* begin ENTRIES SHOWN *
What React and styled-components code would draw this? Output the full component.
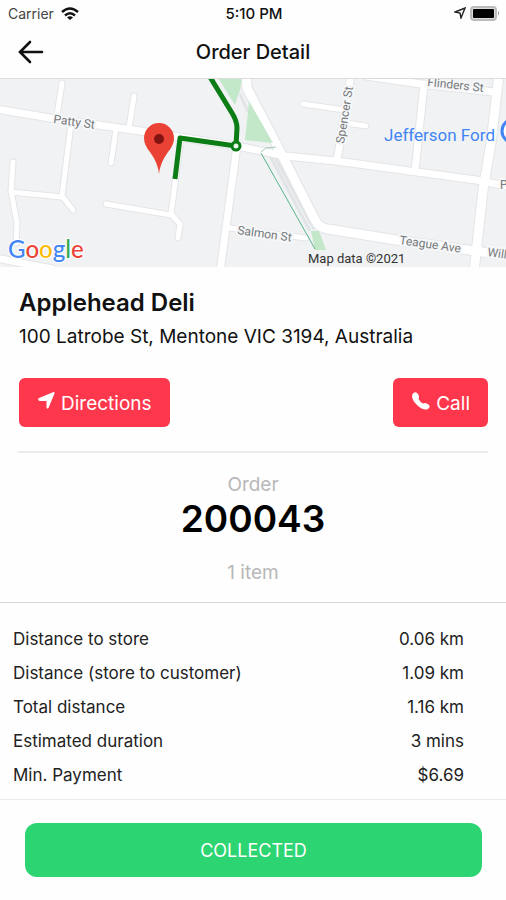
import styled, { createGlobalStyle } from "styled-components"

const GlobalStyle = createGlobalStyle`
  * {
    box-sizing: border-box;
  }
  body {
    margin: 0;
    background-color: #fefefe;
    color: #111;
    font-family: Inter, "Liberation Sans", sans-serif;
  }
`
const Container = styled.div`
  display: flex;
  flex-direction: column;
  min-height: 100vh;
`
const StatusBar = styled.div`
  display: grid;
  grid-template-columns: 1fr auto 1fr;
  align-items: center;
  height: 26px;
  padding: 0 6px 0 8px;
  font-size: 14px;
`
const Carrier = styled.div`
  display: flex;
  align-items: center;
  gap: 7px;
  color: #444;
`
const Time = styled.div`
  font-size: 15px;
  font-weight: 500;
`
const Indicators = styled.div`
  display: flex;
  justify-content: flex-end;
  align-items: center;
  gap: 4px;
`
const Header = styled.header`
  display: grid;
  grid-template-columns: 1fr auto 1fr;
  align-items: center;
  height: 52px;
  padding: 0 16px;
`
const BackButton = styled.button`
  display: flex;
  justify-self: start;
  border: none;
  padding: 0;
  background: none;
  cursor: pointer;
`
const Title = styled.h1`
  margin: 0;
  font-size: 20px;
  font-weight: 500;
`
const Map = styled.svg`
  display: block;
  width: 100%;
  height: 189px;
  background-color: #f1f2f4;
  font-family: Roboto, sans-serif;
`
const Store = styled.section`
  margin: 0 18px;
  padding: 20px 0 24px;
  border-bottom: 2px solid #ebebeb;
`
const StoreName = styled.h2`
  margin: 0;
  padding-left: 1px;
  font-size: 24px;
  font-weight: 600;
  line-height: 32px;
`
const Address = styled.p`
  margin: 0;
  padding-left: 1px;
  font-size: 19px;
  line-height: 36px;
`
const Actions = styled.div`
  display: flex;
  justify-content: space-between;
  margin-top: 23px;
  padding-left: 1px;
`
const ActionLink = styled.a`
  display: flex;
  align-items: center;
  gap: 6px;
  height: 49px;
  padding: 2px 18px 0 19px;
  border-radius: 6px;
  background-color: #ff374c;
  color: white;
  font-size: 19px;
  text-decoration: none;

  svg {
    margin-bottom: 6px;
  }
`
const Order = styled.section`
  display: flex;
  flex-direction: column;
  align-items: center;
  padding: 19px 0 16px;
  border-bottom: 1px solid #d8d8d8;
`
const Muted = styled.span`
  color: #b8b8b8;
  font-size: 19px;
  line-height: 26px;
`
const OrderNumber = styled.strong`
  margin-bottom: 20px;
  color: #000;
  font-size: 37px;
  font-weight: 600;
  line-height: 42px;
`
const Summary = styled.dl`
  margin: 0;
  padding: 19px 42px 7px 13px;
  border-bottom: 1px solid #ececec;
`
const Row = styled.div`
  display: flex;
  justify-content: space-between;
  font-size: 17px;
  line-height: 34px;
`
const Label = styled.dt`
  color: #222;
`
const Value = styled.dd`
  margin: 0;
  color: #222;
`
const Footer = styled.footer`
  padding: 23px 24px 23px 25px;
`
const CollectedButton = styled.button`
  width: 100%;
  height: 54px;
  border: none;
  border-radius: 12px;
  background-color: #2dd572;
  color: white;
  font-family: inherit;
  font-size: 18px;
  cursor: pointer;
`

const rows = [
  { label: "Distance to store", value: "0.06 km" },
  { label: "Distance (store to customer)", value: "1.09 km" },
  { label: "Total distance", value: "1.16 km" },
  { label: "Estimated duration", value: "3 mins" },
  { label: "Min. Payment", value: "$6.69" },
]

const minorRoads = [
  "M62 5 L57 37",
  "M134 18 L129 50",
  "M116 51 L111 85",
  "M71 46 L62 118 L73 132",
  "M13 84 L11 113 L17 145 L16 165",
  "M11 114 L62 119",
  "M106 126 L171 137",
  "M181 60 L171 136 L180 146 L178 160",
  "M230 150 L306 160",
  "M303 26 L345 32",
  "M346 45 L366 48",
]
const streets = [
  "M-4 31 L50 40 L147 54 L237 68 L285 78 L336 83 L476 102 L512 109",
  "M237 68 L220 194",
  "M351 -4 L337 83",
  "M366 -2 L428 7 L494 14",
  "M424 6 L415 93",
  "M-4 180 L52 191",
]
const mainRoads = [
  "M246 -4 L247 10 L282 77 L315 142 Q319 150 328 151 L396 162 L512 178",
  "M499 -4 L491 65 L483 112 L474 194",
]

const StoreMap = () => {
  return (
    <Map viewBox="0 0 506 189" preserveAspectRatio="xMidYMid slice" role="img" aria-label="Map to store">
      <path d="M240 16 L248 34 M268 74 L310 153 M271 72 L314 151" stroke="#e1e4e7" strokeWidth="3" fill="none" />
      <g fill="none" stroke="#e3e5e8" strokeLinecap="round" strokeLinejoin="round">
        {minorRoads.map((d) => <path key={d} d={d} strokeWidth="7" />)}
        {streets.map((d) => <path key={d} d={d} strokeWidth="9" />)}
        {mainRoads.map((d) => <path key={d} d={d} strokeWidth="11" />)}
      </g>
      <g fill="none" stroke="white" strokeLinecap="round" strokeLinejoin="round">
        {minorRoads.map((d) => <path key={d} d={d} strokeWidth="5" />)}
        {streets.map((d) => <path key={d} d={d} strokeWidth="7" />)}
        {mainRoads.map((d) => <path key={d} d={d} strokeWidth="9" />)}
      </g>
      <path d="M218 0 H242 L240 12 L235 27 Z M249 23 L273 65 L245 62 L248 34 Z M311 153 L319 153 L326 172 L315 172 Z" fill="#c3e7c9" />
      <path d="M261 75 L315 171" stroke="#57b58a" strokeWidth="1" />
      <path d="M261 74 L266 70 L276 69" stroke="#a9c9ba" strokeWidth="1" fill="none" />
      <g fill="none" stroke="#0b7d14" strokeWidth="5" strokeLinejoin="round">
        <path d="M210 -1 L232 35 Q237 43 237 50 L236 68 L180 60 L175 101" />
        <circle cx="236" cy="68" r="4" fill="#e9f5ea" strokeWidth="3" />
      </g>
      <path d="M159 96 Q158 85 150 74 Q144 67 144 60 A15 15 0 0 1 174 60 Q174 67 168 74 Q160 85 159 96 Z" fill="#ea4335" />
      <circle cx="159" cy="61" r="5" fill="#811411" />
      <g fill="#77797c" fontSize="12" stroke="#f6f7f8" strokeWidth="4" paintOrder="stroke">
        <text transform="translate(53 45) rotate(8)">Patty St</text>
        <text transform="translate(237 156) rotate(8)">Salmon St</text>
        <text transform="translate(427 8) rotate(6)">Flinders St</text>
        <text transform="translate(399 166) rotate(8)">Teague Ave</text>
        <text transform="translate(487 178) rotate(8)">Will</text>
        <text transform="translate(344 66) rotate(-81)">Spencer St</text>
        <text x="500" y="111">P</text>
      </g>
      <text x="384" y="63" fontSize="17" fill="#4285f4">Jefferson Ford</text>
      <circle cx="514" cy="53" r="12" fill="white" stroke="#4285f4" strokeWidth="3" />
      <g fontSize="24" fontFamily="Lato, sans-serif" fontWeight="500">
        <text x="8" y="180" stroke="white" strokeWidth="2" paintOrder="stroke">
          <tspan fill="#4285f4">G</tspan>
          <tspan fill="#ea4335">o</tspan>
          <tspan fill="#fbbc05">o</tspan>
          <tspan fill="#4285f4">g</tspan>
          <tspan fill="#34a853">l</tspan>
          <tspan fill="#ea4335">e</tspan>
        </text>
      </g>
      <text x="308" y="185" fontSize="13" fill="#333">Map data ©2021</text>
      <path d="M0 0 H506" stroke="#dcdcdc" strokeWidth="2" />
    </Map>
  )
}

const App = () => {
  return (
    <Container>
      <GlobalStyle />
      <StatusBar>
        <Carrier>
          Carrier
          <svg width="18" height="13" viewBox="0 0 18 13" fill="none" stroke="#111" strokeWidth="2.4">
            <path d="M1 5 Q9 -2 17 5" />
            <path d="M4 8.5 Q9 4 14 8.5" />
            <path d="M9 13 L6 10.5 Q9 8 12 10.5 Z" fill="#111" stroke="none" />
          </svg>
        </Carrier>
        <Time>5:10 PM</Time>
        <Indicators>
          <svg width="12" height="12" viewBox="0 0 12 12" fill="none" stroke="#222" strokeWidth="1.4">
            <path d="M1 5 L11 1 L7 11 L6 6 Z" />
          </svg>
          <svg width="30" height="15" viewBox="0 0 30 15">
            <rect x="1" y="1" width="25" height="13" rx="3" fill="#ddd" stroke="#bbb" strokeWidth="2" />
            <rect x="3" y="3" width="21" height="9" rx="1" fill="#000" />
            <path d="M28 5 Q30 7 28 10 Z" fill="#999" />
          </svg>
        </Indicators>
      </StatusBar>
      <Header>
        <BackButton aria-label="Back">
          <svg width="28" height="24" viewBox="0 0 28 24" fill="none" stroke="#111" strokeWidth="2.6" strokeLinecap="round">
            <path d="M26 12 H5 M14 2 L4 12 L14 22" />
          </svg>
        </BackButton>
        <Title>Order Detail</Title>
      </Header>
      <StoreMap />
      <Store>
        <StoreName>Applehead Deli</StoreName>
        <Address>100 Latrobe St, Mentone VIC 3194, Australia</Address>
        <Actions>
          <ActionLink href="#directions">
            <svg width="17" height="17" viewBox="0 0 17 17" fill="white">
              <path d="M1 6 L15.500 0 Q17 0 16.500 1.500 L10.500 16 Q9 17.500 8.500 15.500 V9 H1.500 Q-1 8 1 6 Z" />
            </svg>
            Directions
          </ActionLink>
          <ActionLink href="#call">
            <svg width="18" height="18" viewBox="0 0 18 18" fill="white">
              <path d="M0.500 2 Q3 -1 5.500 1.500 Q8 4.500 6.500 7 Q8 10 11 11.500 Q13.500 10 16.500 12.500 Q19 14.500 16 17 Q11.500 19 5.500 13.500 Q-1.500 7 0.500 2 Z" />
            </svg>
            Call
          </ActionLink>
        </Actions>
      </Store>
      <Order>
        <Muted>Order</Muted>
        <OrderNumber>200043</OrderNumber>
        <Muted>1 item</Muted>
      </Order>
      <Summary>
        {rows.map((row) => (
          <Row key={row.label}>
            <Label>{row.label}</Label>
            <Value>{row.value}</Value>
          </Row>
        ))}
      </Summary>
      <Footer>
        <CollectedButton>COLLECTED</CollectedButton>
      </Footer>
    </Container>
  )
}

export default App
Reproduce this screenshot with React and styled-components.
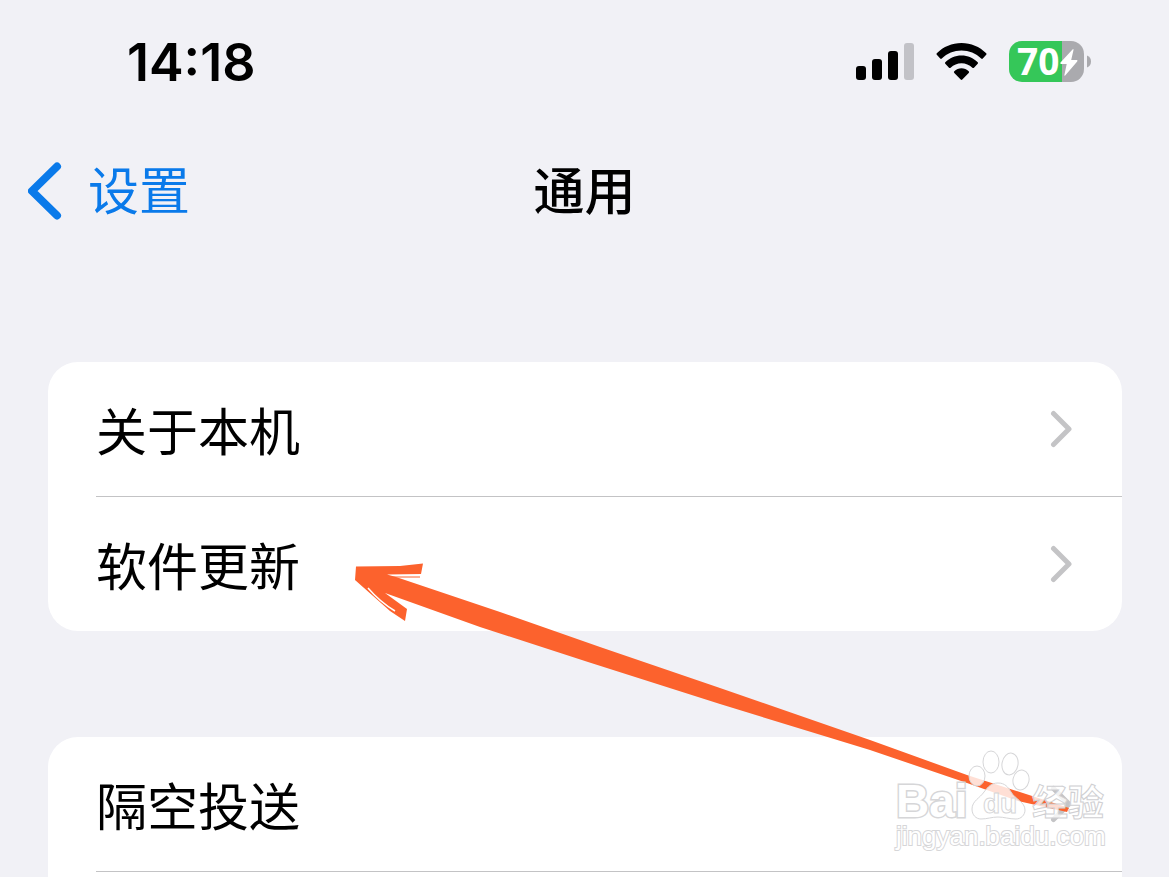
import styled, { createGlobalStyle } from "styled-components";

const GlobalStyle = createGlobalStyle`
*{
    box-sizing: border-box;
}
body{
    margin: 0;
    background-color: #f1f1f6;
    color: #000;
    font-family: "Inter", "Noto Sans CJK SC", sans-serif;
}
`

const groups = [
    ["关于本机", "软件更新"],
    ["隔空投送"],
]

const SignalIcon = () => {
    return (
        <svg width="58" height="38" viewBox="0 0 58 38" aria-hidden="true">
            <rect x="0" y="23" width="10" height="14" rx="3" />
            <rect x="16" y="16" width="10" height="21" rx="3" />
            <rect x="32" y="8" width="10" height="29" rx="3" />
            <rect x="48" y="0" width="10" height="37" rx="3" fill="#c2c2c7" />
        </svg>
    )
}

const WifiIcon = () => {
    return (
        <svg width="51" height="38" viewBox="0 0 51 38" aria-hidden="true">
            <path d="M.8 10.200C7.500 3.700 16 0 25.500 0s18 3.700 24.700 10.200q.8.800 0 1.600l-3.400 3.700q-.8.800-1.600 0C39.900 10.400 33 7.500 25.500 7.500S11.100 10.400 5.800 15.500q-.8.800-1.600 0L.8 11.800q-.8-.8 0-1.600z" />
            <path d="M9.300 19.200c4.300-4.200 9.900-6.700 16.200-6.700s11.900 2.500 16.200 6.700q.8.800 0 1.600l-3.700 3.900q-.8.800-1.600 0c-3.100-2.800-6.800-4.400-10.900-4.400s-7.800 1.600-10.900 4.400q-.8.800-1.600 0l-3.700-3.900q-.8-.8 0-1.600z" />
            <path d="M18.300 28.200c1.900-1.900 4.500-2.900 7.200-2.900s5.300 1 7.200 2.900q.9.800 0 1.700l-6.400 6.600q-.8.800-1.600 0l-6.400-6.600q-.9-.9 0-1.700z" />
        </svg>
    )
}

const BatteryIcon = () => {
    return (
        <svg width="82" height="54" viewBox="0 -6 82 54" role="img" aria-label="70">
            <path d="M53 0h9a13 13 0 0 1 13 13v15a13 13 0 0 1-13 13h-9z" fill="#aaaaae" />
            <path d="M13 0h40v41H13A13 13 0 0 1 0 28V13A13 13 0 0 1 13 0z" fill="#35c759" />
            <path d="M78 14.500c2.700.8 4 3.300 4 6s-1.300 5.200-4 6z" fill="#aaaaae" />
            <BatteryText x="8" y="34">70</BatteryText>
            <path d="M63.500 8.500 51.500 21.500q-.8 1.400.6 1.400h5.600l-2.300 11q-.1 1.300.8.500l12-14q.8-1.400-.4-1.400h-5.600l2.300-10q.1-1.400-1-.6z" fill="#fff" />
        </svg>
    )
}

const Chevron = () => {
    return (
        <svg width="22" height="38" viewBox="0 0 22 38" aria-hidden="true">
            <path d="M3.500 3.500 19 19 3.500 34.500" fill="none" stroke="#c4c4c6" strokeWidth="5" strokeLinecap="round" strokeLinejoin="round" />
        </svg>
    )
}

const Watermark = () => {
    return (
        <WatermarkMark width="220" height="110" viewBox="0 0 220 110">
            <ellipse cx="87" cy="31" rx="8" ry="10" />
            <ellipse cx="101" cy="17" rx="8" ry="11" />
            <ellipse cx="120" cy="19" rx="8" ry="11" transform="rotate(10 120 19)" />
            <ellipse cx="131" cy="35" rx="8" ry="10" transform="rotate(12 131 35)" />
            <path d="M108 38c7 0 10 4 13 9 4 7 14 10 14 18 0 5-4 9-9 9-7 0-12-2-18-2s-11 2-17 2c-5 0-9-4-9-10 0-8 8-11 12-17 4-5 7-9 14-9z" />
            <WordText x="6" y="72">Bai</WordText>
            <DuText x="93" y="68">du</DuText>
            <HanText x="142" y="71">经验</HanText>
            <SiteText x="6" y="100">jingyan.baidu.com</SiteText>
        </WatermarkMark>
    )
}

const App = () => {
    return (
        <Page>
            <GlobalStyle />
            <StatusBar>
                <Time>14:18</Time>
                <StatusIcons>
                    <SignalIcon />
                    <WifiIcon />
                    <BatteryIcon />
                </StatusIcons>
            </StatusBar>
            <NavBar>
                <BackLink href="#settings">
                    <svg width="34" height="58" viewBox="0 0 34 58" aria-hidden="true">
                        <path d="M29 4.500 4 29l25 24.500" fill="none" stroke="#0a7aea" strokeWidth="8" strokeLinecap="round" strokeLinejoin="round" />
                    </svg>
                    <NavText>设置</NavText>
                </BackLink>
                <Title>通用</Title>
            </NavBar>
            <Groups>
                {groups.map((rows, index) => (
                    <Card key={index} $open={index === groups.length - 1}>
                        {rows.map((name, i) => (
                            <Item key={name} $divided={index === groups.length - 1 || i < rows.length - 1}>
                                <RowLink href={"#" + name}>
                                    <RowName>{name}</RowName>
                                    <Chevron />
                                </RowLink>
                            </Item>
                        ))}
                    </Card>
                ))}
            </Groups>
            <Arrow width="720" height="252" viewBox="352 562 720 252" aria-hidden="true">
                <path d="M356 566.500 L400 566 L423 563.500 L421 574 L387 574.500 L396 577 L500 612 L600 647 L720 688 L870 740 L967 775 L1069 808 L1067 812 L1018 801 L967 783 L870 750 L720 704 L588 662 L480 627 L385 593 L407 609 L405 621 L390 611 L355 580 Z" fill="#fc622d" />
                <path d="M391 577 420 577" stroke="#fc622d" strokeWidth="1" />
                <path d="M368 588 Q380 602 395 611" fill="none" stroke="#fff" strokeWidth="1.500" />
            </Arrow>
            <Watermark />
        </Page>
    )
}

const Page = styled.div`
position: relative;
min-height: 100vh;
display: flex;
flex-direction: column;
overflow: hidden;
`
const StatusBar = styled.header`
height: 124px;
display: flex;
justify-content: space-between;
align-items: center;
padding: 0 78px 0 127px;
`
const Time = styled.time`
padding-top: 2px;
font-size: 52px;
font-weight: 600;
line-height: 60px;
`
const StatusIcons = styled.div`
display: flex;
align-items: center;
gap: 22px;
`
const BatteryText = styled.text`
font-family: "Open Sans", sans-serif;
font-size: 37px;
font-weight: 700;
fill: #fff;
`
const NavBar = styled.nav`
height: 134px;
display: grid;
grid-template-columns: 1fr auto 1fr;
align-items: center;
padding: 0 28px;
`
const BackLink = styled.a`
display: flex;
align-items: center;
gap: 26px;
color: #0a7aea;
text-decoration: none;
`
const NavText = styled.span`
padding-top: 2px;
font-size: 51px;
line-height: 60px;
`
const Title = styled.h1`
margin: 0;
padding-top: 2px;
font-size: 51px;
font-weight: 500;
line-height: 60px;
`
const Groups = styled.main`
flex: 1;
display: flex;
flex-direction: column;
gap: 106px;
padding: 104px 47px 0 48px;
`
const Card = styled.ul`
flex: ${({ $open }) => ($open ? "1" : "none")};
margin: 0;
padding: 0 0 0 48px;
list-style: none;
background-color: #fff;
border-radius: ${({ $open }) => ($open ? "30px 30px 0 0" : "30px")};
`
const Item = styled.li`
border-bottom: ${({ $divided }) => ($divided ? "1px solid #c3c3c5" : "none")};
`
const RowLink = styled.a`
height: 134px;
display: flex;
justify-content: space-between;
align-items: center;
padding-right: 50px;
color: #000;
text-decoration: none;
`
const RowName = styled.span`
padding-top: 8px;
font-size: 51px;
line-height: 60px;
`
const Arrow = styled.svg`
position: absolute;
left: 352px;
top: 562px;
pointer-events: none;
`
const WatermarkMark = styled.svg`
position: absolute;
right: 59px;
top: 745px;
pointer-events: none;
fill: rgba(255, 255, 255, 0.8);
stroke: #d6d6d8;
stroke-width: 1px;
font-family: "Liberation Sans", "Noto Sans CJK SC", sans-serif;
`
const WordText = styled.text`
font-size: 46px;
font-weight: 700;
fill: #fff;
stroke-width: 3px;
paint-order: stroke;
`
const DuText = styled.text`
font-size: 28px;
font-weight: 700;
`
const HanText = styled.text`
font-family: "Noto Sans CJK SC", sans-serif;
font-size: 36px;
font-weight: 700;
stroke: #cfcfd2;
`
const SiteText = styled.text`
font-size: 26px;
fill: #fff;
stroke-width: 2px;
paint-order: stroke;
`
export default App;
* end ENTRIES SHOWN *
→ **REQUIREMENT**:
Looking at the records above, count the lines where the word "this" appears. State only the number.

→ **RESULT**:
2